— SET PROBLEM —
Your task is to copy the listing exactly. Drop any pictures from the copy.

— SUPPLIED MATERIAL —
******************************

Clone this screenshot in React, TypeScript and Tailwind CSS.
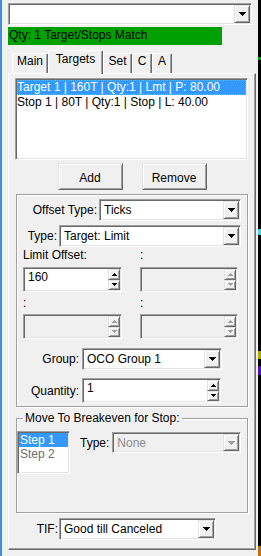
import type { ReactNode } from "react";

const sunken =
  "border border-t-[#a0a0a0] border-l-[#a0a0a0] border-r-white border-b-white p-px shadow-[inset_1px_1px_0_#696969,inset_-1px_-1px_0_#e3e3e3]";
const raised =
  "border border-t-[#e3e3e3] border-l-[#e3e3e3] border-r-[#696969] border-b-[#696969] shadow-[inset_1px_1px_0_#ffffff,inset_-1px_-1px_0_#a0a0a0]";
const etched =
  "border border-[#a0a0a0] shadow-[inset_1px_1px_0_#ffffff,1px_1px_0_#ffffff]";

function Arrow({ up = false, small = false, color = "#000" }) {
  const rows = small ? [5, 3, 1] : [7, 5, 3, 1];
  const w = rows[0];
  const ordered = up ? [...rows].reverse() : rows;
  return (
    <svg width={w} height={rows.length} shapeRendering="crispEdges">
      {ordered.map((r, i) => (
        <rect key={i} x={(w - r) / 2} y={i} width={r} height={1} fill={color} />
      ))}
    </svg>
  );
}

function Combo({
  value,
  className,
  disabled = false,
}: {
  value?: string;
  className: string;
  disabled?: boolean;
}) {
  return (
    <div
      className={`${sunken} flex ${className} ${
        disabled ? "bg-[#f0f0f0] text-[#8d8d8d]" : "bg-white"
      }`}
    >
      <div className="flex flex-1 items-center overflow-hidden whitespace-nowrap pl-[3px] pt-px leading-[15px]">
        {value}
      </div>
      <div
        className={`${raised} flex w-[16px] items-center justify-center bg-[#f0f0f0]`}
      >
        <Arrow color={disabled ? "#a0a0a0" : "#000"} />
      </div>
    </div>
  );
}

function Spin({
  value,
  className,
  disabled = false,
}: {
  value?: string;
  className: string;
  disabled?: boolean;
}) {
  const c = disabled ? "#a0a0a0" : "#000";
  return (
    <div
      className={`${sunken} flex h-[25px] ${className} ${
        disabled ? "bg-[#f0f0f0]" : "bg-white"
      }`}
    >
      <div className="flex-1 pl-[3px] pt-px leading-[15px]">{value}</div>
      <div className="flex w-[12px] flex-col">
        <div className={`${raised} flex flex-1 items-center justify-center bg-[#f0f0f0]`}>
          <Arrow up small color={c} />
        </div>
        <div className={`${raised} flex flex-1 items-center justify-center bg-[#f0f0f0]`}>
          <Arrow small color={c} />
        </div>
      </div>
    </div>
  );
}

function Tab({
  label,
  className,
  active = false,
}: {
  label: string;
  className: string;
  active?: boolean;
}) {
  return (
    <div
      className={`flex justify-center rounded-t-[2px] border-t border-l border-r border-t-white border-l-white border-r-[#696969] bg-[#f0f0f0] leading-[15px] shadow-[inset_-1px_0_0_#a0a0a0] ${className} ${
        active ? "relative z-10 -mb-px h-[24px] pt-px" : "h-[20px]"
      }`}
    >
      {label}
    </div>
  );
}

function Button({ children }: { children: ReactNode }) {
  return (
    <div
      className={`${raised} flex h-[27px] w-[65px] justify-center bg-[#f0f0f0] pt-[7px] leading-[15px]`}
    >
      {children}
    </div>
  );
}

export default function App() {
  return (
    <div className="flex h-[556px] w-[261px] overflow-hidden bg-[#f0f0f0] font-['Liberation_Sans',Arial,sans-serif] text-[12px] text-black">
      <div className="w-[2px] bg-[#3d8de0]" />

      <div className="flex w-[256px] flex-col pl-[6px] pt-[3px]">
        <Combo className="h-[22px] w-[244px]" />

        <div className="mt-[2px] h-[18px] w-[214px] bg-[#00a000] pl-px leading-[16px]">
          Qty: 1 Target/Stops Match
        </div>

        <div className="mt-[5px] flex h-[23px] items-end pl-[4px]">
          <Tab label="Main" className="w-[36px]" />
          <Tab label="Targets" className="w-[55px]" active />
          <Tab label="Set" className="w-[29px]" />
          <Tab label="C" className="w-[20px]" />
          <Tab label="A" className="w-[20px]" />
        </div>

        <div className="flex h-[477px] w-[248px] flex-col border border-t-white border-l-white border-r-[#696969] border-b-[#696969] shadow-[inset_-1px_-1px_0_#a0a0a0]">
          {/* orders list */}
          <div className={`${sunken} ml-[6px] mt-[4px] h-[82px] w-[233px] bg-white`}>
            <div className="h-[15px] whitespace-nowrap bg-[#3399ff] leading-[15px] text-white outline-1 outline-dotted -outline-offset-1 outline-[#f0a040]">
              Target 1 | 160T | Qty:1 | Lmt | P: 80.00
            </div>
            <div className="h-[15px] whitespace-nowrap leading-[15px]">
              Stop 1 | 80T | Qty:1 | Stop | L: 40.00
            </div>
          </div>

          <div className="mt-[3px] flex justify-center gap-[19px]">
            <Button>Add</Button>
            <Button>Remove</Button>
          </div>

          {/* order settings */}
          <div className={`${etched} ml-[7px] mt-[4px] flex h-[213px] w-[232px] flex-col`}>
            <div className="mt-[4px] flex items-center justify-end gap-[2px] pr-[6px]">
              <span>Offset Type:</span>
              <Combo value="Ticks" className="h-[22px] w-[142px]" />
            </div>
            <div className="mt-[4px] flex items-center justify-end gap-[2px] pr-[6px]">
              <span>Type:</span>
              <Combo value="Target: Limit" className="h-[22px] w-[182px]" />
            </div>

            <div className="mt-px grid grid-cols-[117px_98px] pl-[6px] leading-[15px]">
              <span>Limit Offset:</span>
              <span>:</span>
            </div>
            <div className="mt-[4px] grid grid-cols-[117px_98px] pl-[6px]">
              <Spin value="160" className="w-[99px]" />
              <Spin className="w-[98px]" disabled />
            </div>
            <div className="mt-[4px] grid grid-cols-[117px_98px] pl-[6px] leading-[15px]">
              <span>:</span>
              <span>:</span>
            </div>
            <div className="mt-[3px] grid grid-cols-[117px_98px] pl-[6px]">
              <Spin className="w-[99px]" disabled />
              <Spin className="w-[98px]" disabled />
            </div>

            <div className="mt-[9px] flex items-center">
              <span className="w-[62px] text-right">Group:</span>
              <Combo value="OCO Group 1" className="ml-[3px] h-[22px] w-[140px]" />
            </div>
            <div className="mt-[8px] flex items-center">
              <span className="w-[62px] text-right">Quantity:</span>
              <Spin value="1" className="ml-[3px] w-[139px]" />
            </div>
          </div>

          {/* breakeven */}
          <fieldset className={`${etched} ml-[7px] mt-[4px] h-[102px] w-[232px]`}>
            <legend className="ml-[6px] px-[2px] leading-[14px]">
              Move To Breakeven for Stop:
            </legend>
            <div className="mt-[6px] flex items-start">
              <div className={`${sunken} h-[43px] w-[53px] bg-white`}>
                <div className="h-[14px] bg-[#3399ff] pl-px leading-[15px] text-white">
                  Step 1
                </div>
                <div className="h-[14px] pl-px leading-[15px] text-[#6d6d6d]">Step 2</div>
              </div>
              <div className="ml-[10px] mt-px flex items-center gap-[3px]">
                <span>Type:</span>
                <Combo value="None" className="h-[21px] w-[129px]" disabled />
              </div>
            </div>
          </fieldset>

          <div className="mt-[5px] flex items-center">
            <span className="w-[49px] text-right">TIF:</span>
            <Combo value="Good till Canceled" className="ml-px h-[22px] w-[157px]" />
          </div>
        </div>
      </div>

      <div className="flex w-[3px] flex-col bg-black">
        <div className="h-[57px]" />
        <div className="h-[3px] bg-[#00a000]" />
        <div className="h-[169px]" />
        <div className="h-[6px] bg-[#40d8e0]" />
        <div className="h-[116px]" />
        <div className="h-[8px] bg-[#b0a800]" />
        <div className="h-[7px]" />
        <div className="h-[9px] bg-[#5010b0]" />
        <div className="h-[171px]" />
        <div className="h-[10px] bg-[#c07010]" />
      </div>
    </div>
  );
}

******************************

— WRITTEN REPLY —
Clone this screenshot in React, TypeScript and Tailwind CSS.
import type { ReactNode } from "react";

const sunken =
  "border border-t-[#a0a0a0] border-l-[#a0a0a0] border-r-white border-b-white p-px shadow-[inset_1px_1px_0_#696969,inset_-1px_-1px_0_#e3e3e3]";
const raised =
  "border border-t-[#e3e3e3] border-l-[#e3e3e3] border-r-[#696969] border-b-[#696969] shadow-[inset_1px_1px_0_#ffffff,inset_-1px_-1px_0_#a0a0a0]";
const etched =
  "border border-[#a0a0a0] shadow-[inset_1px_1px_0_#ffffff,1px_1px_0_#ffffff]";

function Arrow({ up = false, small = false, color = "#000" }) {
  const rows = small ? [5, 3, 1] : [7, 5, 3, 1];
  const w = rows[0];
  const ordered = up ? [...rows].reverse() : rows;
  return (
    <svg width={w} height={rows.length} shapeRendering="crispEdges">
      {ordered.map((r, i) => (
        <rect key={i} x={(w - r) / 2} y={i} width={r} height={1} fill={color} />
      ))}
    </svg>
  );
}

function Combo({
  value,
  className,
  disabled = false,
}: {
  value?: string;
  className: string;
  disabled?: boolean;
}) {
  return (
    <div
      className={`${sunken} flex ${className} ${
        disabled ? "bg-[#f0f0f0] text-[#8d8d8d]" : "bg-white"
      }`}
    >
      <div className="flex flex-1 items-center overflow-hidden whitespace-nowrap pl-[3px] pt-px leading-[15px]">
        {value}
      </div>
      <div
        className={`${raised} flex w-[16px] items-center justify-center bg-[#f0f0f0]`}
      >
        <Arrow color={disabled ? "#a0a0a0" : "#000"} />
      </div>
    </div>
  );
}

function Spin({
  value,
  className,
  disabled = false,
}: {
  value?: string;
  className: string;
  disabled?: boolean;
}) {
  const c = disabled ? "#a0a0a0" : "#000";
  return (
    <div
      className={`${sunken} flex h-[25px] ${className} ${
        disabled ? "bg-[#f0f0f0]" : "bg-white"
      }`}
    >
      <div className="flex-1 pl-[3px] pt-px leading-[15px]">{value}</div>
      <div className="flex w-[12px] flex-col">
        <div className={`${raised} flex flex-1 items-center justify-center bg-[#f0f0f0]`}>
          <Arrow up small color={c} />
        </div>
        <div className={`${raised} flex flex-1 items-center justify-center bg-[#f0f0f0]`}>
          <Arrow small color={c} />
        </div>
      </div>
    </div>
  );
}

function Tab({
  label,
  className,
  active = false,
}: {
  label: string;
  className: string;
  active?: boolean;
}) {
  return (
    <div
      className={`flex justify-center rounded-t-[2px] border-t border-l border-r border-t-white border-l-white border-r-[#696969] bg-[#f0f0f0] leading-[15px] shadow-[inset_-1px_0_0_#a0a0a0] ${className} ${
        active ? "relative z-10 -mb-px h-[24px] pt-px" : "h-[20px]"
      }`}
    >
      {label}
    </div>
  );
}

function Button({ children }: { children: ReactNode }) {
  return (
    <div
      className={`${raised} flex h-[27px] w-[65px] justify-center bg-[#f0f0f0] pt-[7px] leading-[15px]`}
    >
      {children}
    </div>
  );
}

export default function App() {
  return (
    <div className="flex h-[556px] w-[261px] overflow-hidden bg-[#f0f0f0] font-['Liberation_Sans',Arial,sans-serif] text-[12px] text-black">
      <div className="w-[2px] bg-[#3d8de0]" />

      <div className="flex w-[256px] flex-col pl-[6px] pt-[3px]">
        <Combo className="h-[22px] w-[244px]" />

        <div className="mt-[2px] h-[18px] w-[214px] bg-[#00a000] pl-px leading-[16px]">
          Qty: 1 Target/Stops Match
        </div>

        <div className="mt-[5px] flex h-[23px] items-end pl-[4px]">
          <Tab label="Main" className="w-[36px]" />
          <Tab label="Targets" className="w-[55px]" active />
          <Tab label="Set" className="w-[29px]" />
          <Tab label="C" className="w-[20px]" />
          <Tab label="A" className="w-[20px]" />
        </div>

        <div className="flex h-[477px] w-[248px] flex-col border border-t-white border-l-white border-r-[#696969] border-b-[#696969] shadow-[inset_-1px_-1px_0_#a0a0a0]">
          {/* orders list */}
          <div className={`${sunken} ml-[6px] mt-[4px] h-[82px] w-[233px] bg-white`}>
            <div className="h-[15px] whitespace-nowrap bg-[#3399ff] leading-[15px] text-white outline-1 outline-dotted -outline-offset-1 outline-[#f0a040]">
              Target 1 | 160T | Qty:1 | Lmt | P: 80.00
            </div>
            <div className="h-[15px] whitespace-nowrap leading-[15px]">
              Stop 1 | 80T | Qty:1 | Stop | L: 40.00
            </div>
          </div>

          <div className="mt-[3px] flex justify-center gap-[19px]">
            <Button>Add</Button>
            <Button>Remove</Button>
          </div>

          {/* order settings */}
          <div className={`${etched} ml-[7px] mt-[4px] flex h-[213px] w-[232px] flex-col`}>
            <div className="mt-[4px] flex items-center justify-end gap-[2px] pr-[6px]">
              <span>Offset Type:</span>
              <Combo value="Ticks" className="h-[22px] w-[142px]" />
            </div>
            <div className="mt-[4px] flex items-center justify-end gap-[2px] pr-[6px]">
              <span>Type:</span>
              <Combo value="Target: Limit" className="h-[22px] w-[182px]" />
            </div>

            <div className="mt-px grid grid-cols-[117px_98px] pl-[6px] leading-[15px]">
              <span>Limit Offset:</span>
              <span>:</span>
            </div>
            <div className="mt-[4px] grid grid-cols-[117px_98px] pl-[6px]">
              <Spin value="160" className="w-[99px]" />
              <Spin className="w-[98px]" disabled />
            </div>
            <div className="mt-[4px] grid grid-cols-[117px_98px] pl-[6px] leading-[15px]">
              <span>:</span>
              <span>:</span>
            </div>
            <div className="mt-[3px] grid grid-cols-[117px_98px] pl-[6px]">
              <Spin className="w-[99px]" disabled />
              <Spin className="w-[98px]" disabled />
            </div>

            <div className="mt-[9px] flex items-center">
              <span className="w-[62px] text-right">Group:</span>
              <Combo value="OCO Group 1" className="ml-[3px] h-[22px] w-[140px]" />
            </div>
            <div className="mt-[8px] flex items-center">
              <span className="w-[62px] text-right">Quantity:</span>
              <Spin value="1" className="ml-[3px] w-[139px]" />
            </div>
          </div>

          {/* breakeven */}
          <fieldset className={`${etched} ml-[7px] mt-[4px] h-[102px] w-[232px]`}>
            <legend className="ml-[6px] px-[2px] leading-[14px]">
              Move To Breakeven for Stop:
            </legend>
            <div className="mt-[6px] flex items-start">
              <div className={`${sunken} h-[43px] w-[53px] bg-white`}>
                <div className="h-[14px] bg-[#3399ff] pl-px leading-[15px] text-white">
                  Step 1
                </div>
                <div className="h-[14px] pl-px leading-[15px] text-[#6d6d6d]">Step 2</div>
              </div>
              <div className="ml-[10px] mt-px flex items-center gap-[3px]">
                <span>Type:</span>
                <Combo value="None" className="h-[21px] w-[129px]" disabled />
              </div>
            </div>
          </fieldset>

          <div className="mt-[5px] flex items-center">
            <span className="w-[49px] text-right">TIF:</span>
            <Combo value="Good till Canceled" className="ml-px h-[22px] w-[157px]" />
          </div>
        </div>
      </div>

      <div className="flex w-[3px] flex-col bg-black">
        <div className="h-[57px]" />
        <div className="h-[3px] bg-[#00a000]" />
        <div className="h-[169px]" />
        <div className="h-[6px] bg-[#40d8e0]" />
        <div className="h-[116px]" />
        <div className="h-[8px] bg-[#b0a800]" />
        <div className="h-[7px]" />
        <div className="h-[9px] bg-[#5010b0]" />
        <div className="h-[171px]" />
        <div className="h-[10px] bg-[#c07010]" />
      </div>
    </div>
  );
}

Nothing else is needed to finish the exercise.